> [WHAT TO WORK ON]
Where a line of the material contains the string "Tailwind", copy that line.

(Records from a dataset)
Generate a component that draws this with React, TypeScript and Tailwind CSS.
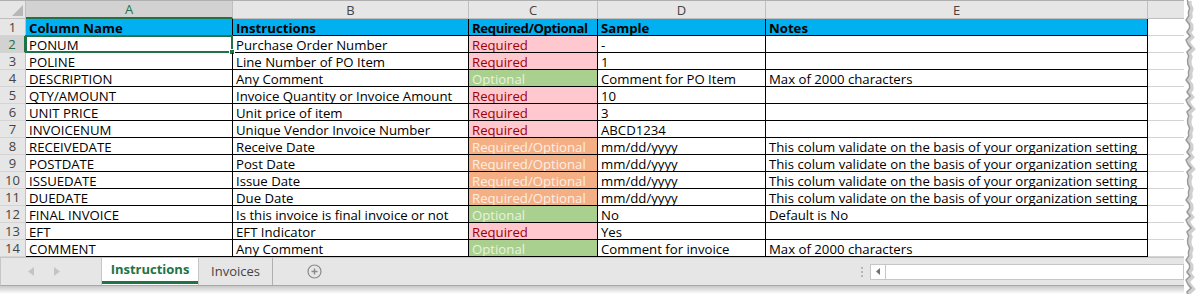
import React from "react";

type Kind = "R" | "O" | "RO";

const rows: [string, string, Kind, string, string][] = [
  ["PONUM", "Purchase Order Number", "R", "-", ""],
  ["POLINE", "Line Number of PO Item", "R", "1", ""],
  ["DESCRIPTION", "Any Comment", "O", "Comment for PO Item", "Max of 2000 characters"],
  ["QTY/AMOUNT", "Invoice Quantity or Invoice Amount", "R", "10", ""],
  ["UNIT PRICE", "Unit price of item", "R", "3", ""],
  ["INVOICENUM", "Unique Vendor Invoice Number", "R", "ABCD1234", ""],
  ["RECEIVEDATE", "Receive Date", "RO", "mm/dd/yyyy", "This colum validate on the basis of your organization setting"],
  ["POSTDATE", "Post Date", "RO", "mm/dd/yyyy", "This colum validate on the basis of your organization setting"],
  ["ISSUEDATE", "Issue Date", "RO", "mm/dd/yyyy", "This colum validate on the basis of your organization setting"],
  ["DUEDATE", "Due Date", "RO", "mm/dd/yyyy", "This colum validate on the basis of your organization setting"],
  ["FINAL INVOICE", "Is this invoice is final invoice or not", "O", "No", "Default is No"],
  ["EFT", "EFT Indicator", "R", "Yes", ""],
  ["COMMENT", "Any Comment", "O", "Comment for invoice", "Max of 2000 characters"],
];

const kindStyle: Record<Kind, { label: string; cls: string }> = {
  R: { label: "Required", cls: "bg-[#ffc7ce] text-[#9c0006]" },
  O: { label: "Optional", cls: "bg-[#a9d08e] text-[#e8f3e0]" },
  RO: { label: "Required/Optional", cls: "bg-[#f4b084] text-[#fdeee4]" },
};

const cell = "h-[17px] leading-[16px] pt-[1px] px-[3px] text-[13.2px] whitespace-nowrap overflow-hidden border-r border-b border-black shrink-0";

function RowNum({ n, active }: { n: number; active?: boolean }) {
  return (
    <div
      className={
        "w-[26px] h-[17px] shrink-0 text-center leading-[17px] border-b border-[#d4d4d4] " +
        (active
          ? "bg-[#d2d2d2] text-[#217346] border-r-2 border-r-[#217346]"
          : "bg-[#e6e6e6] text-[#444] border-r border-r-[#bfbfbf]")
      }
    >
      {n}
    </div>
  );
}

function TornEdge() {
  const pts: string[] = [];
  for (let i = 0; i <= 74; i++) {
    const y = i * 4;
    const x = 2 + ((i * 7) % 5) * 0.9 + (i % 3 === 0 ? 1.5 : 0);
    pts.push(`${x.toFixed(1)},${y}`);
  }
  return (
    <svg width="13" height="294" className="shrink-0">
      <polyline points={pts.join(" ")} fill="none" stroke="#d0d0d0" strokeWidth="4" transform="translate(2,1)" />
      <polyline points={pts.join(" ")} fill="none" stroke="#9a9a9a" strokeWidth="1.4" />
    </svg>
  );
}

export default function App() {
  return (
    <div className="flex w-[1197px] h-[294px] bg-white text-[13px] text-black overflow-hidden" style={{ fontFamily: '"Open Sans", "Liberation Sans", Arial, sans-serif' }}>
      <div className="w-[1184px] shrink-0 flex flex-col">
        {/* column letters */}
        <div className="flex h-[19px] border-t border-[#b0b0b0] text-[#444]">
          <div className="w-[26px] shrink-0 bg-[#e6e6e6] border-r border-b border-[#bfbfbf] flex items-end justify-end p-[2px]">
            <svg width="11" height="11">
              <polygon points="11,0 11,11 0,11" fill="#b7b7b7" />
            </svg>
          </div>
          <div className="w-[207px] shrink-0 bg-[#d2d2d2] text-[#217346] text-center leading-[17px] border-r border-[#bfbfbf] border-b-2 border-b-[#217346]">A</div>
          <div className="w-[236px] shrink-0 bg-[#e6e6e6] text-center leading-[18px] border-r border-b border-[#bfbfbf]">B</div>
          <div className="w-[129px] shrink-0 bg-[#e6e6e6] text-center leading-[18px] border-r border-b border-[#bfbfbf]">C</div>
          <div className="w-[168px] shrink-0 bg-[#e6e6e6] text-center leading-[18px] border-r border-b border-[#bfbfbf]">D</div>
          <div className="w-[382px] shrink-0 bg-[#e6e6e6] text-center leading-[18px] border-r border-b border-[#bfbfbf]">E</div>
          <div className="flex-1 bg-[#e6e6e6] border-b border-[#bfbfbf]" />
        </div>

        {/* header row */}
        <div className="flex">
          <RowNum n={1} />
          <div className={cell + " w-[207px] bg-[#00b0f0] font-bold"}>Column Name</div>
          <div className={cell + " w-[236px] bg-[#00b0f0] font-bold"}>Instructions</div>
          <div className={cell + " w-[129px] bg-[#00b0f0] font-bold tracking-[-0.4px]"}>Required/Optional</div>
          <div className={cell + " w-[168px] bg-[#00b0f0] font-bold"}>Sample</div>
          <div className={cell + " w-[382px] bg-[#00b0f0] font-bold"}>Notes</div>
          <div className="flex-1 h-[17px] border-b border-[#d4d4d4]" />
        </div>

        {rows.map((r, i) => {
          const k = kindStyle[r[2]];
          const active = i === 0;
          return (
            <div key={i} className="flex">
              <RowNum n={i + 2} active={active} />
              <div className={cell + " w-[207px] relative overflow-visible"}>
                {r[0]}
                {active && (
                  <>
                    <div className="absolute inset-[-1px] border-2 border-[#217346]" />
                    <div className="absolute right-[-3px] bottom-[-3px] w-[6px] h-[6px] bg-[#217346] border border-white" />
                  </>
                )}
              </div>
              <div className={cell + " w-[236px]"}>{r[1]}</div>
              <div className={cell + " w-[129px] " + k.cls}>{k.label}</div>
              <div className={cell + " w-[168px]"}>{r[3]}</div>
              <div className={cell + " w-[382px]"}>{r[4]}</div>
              <div className="flex-1 h-[17px] border-b border-[#d4d4d4]" />
            </div>
          );
        })}

        {/* sheet tabs */}
        <div className="flex items-stretch h-[29px] bg-[#e6e6e6] border-t border-[#c6c6c6] border-b border-b-[#a8a8a8] border-l border-l-[#c6c6c6]">
          <div className="w-[100px] shrink-0 flex items-center gap-[20px] pl-[27px] text-[#bdbdbd]">
            <svg width="6" height="9"><polygon points="6,0 6,9 0,4.5" fill="#c4c4c4" /></svg>
            <svg width="6" height="9"><polygon points="0,0 0,9 6,4.5" fill="#c4c4c4" /></svg>
          </div>
          <div className="w-[98px] shrink-0 bg-white border-x border-[#c6c6c6] flex flex-col">
            <div className="flex-1 flex items-center justify-center font-bold text-[#217346]">Instructions</div>
            <div className="h-[3px] bg-[#217346] mb-[1px]" />
          </div>
          <div className="w-[74px] shrink-0 border-r border-[#b0b0b0] flex items-center justify-center text-[#444]">Invoices</div>
          <div className="w-[82px] shrink-0 flex items-center justify-center">
            <svg width="15" height="15" viewBox="0 0 15 15">
              <circle cx="7.5" cy="7.5" r="6.5" fill="none" stroke="#8a8a8a" strokeWidth="1.2" />
              <path d="M7.5 4.5v6M4.5 7.5h6" stroke="#8a8a8a" strokeWidth="1.4" />
            </svg>
          </div>
          <div className="flex-1" />
          <div className="w-[16px] flex flex-col items-center justify-center gap-[2px]">
            <div className="w-[2px] h-[2px] bg-[#b5b5b5]" />
            <div className="w-[2px] h-[2px] bg-[#b5b5b5]" />
            <div className="w-[2px] h-[2px] bg-[#b5b5b5]" />
          </div>
          <div className="w-[314px] shrink-0 flex items-center">
            <div className="w-full h-[16px] bg-white border border-[#c6c6c6] flex">
              <div className="w-[15px] border-r border-[#c6c6c6] flex items-center justify-center">
                <svg width="4" height="7"><polygon points="4,0 4,7 0,3.5" fill="#707070" /></svg>
              </div>
            </div>
          </div>
        </div>
        <div className="h-[8px] bg-gradient-to-b from-[#c8c8c8] to-white" />
      </div>
      <TornEdge />
    </div>
  );
}
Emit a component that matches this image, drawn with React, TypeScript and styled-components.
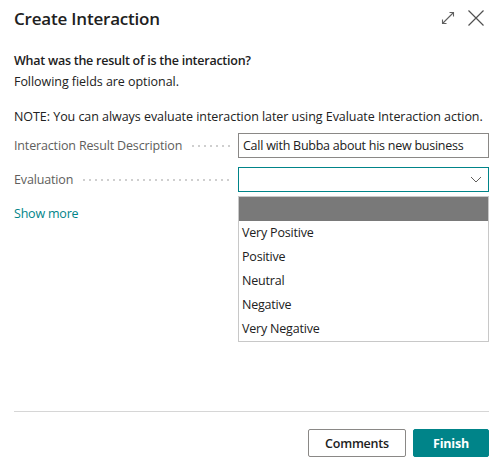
import styled, { createGlobalStyle } from 'styled-components'

const GlobalStyle = createGlobalStyle`
  html, body {
    margin: 0;
    padding: 0;
    background: #ffffff;
  }
  body {
    font-family: 'Open Sans', 'Noto Sans', sans-serif;
    color: #212121;
  }
`

const Dialog = styled.div`
  width: 498px;
  height: 470px;
  box-sizing: border-box;
  padding: 0 9px 0 14px;
  display: flex;
  flex-direction: column;
  background: #ffffff;
`

const Header = styled.div`
  height: 36px;
  display: flex;
  align-items: center;
  justify-content: space-between;
`

const Title = styled.h1`
  margin: 0;
  font-size: 17px;
  font-weight: 600;
  color: #212121;
  letter-spacing: -0.2px;
`

const HeaderActions = styled.div`
  display: flex;
  align-items: center;
  gap: 12px;
  padding-right: 4px;
`

const IconButton = styled.button`
  border: none;
  background: transparent;
  padding: 0;
  display: flex;
  align-items: center;
  justify-content: center;
  cursor: pointer;
`

const Body = styled.div`
  flex: 1;
  padding-top: 14px;
  display: flex;
  flex-direction: column;
`

const Intro = styled.p<{ $bold?: boolean }>`
  margin: 0;
  font-size: 12.5px;
  line-height: 21px;
  font-weight: ${({ $bold }) => ($bold ? 600 : 400)};
  letter-spacing: ${({ $bold }) => ($bold ? '-0.25px' : '-0.05px')};
`

const Note = styled(Intro)`
  margin-top: 14px;
`

const Fields = styled.div`
  margin-top: 6px;
  display: flex;
  flex-direction: column;
  gap: 9px;
`

const FieldRow = styled.div`
  display: grid;
  grid-template-columns: 224px 1fr;
  align-items: center;
`

const Label = styled.div`
  display: flex;
  align-items: center;
  font-size: 12.5px;
  color: #605e5c;
  letter-spacing: -0.15px;
  white-space: nowrap;
  overflow: hidden;
  padding-right: 6px;

  &::after {
    content: '';
    flex: 1;
    height: 2px;
    margin-left: 8px;
    background-image: radial-gradient(circle, #cfcfcf 1px, transparent 1.2px);
    background-size: 6px 2px;
    background-repeat: repeat-x;
  }
`

const InputBox = styled.div<{ $focused?: boolean }>`
  position: relative;
  height: 25px;
  box-sizing: border-box;
  border: 1px solid ${({ $focused }) => ($focused ? '#008489' : '#8a8886')};
  display: flex;
  align-items: center;
  justify-content: space-between;
  padding: 0 6px 0 4px;
  font-size: 12.5px;
  letter-spacing: -0.25px;
  color: #212121;
  background: #ffffff;
`

const Dropdown = styled.ul`
  position: absolute;
  top: 28px;
  left: -1px;
  right: -1px;
  margin: 0;
  padding: 0;
  list-style: none;
  border: 1px solid #c8c8c8;
  background: #ffffff;
  z-index: 2;
`

const Option = styled.li<{ $active?: boolean }>`
  height: 24px;
  line-height: 24px;
  padding: 0 3px;
  font-size: 12.5px;
  letter-spacing: -0.2px;
  color: #212121;
  background: ${({ $active }) => ($active ? '#797979' : 'transparent')};
`

const ShowMore = styled.a`
  margin-top: 12px;
  font-size: 12.5px;
  letter-spacing: -0.2px;
  color: #008489;
  line-height: 20px;
  cursor: pointer;
`

const Footer = styled.div`
  border-top: 1px solid #d6d6d6;
  height: 59px;
  box-sizing: border-box;
  padding-top: 17px;
  display: flex;
  justify-content: flex-end;
  gap: 7px;
`

const Button = styled.button<{ $primary?: boolean }>`
  height: 28px;
  width: ${({ $primary }) => ($primary ? '76px' : '98px')};
  box-sizing: border-box;
  padding: 0;
  font-family: inherit;
  font-size: 12.5px;
  letter-spacing: -0.2px;
  font-weight: ${({ $primary }) => ($primary ? 700 : 600)};
  color: ${({ $primary }) => ($primary ? '#ffffff' : '#212121')};
  background: ${({ $primary }) => ($primary ? '#008489' : '#ffffff')};
  border: 1px solid ${({ $primary }) => ($primary ? '#008489' : '#8a8886')};
  border-radius: 2px;
  cursor: pointer;
`

const options = ['Very Positive', 'Positive', 'Neutral', 'Negative', 'Very Negative']

function App() {
  return (
    <>
      <GlobalStyle />
      <Dialog>
        <Header>
          <Title>Create Interaction</Title>
          <HeaderActions>
            <IconButton aria-label="Expand">
              <svg width="14" height="14" viewBox="0 0 14 14" fill="none" stroke="#606060" strokeWidth="1.1">
                <path d="M1.5 12.5 L12.5 1.5 M8.5 1.5 H12.5 V5.5 M1.5 8.5 V12.5 H5.5" />
              </svg>
            </IconButton>
            <IconButton aria-label="Close">
              <svg width="18" height="18" viewBox="0 0 18 18" fill="none" stroke="#505050" strokeWidth="1.2">
                <path d="M1.5 1.5 L16.5 16.5 M16.5 1.5 L1.5 16.5" />
              </svg>
            </IconButton>
          </HeaderActions>
        </Header>
        <Body>
          <Intro $bold>What was the result of is the interaction?</Intro>
          <Intro>Following fields are optional.</Intro>
          <Note>NOTE: You can always evaluate interaction later using Evaluate Interaction action.</Note>
          <Fields>
            <FieldRow>
              <Label>Interaction Result Description</Label>
              <InputBox>Call with Bubba about his new business</InputBox>
            </FieldRow>
            <FieldRow>
              <Label>Evaluation</Label>
              <InputBox $focused>
                <span />
                <svg width="12" height="7" viewBox="0 0 12 7" fill="none" stroke="#605e5c" strokeWidth="1">
                  <path d="M1 1 L6 6 L11 1" />
                </svg>
                <Dropdown>
                  <Option $active>&nbsp;</Option>
                  {options.map((o) => (
                    <Option key={o}>{o}</Option>
                  ))}
                </Dropdown>
              </InputBox>
            </FieldRow>
          </Fields>
          <ShowMore>Show more</ShowMore>
        </Body>
        <Footer>
          <Button>Comments</Button>
          <Button $primary>Finish</Button>
        </Footer>
      </Dialog>
    </>
  )
}

export default App
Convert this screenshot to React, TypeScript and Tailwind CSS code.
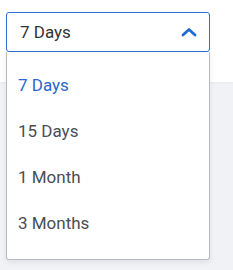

> [THE RESPONSE]
Generate a component that draws this with React, TypeScript and Tailwind CSS.
Convert this screenshot to React, TypeScript and Tailwind CSS code.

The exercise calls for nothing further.